Broadside: Locked Seclusion of the Mentally Ill

Some say that Bridgewater State Hospital is treating mental illness patients and prisoners. This resulted in the death of one patient, 23-year-old Joshua Messier. In addition, The Boston Globe featured the story of a lawsuit targeting Bridgewater by Joanne Minich, who says her son Peter's mental health is rapidly declining because of his treatment at Bridgewater.

"Patients like our current client, Peter Minich, who suffers from schizophrenia and has never been convicted of a crime, and are routinely incarcerated at Bridgewater and locked behind solid steel doors in prolonged isolation,” wrote Attorney Eric MacLeish.

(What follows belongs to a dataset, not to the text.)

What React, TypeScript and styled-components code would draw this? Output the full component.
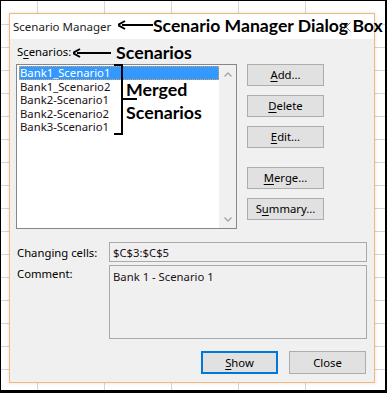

MacLeish, who was a lead attorney in the church sex abuse scandal in the Archdiocese of Boston, joined NECN to discuss the recent backlash Bridgewater State Hospital is experiencing.

“These people are paranoid schizophrenics- incompetent- that allows them to be sent to Bridgewater for evaluations on crimes that would never lead to incarceration and once they’re there, they’re allowed to stay there indefinitely,” MacLeish said. “We are the only state in the country that does this to people not convicted of crimes.”

The Mass. Department of Corrections responded to accusations.

“We view the use of seclusion and restraint as a measure of last resort to protect patients from each other, from themselves and to keep staff safe,” the department released in a statement.

MacLeish says that even after Mass. Gov. Deval Patrick addressed the actions of Bridgewater State Hospital, conditions did not improve.

“There’s been a tremendous amount of empathy when people die- when Mr. Messier died- when Mr. Minich has been secluded, but unless it’s happening to us, it’s not something we care about,” MacLeish explained.

MacLeish says a way to resolve this issue is to implement an outpatient commitment law.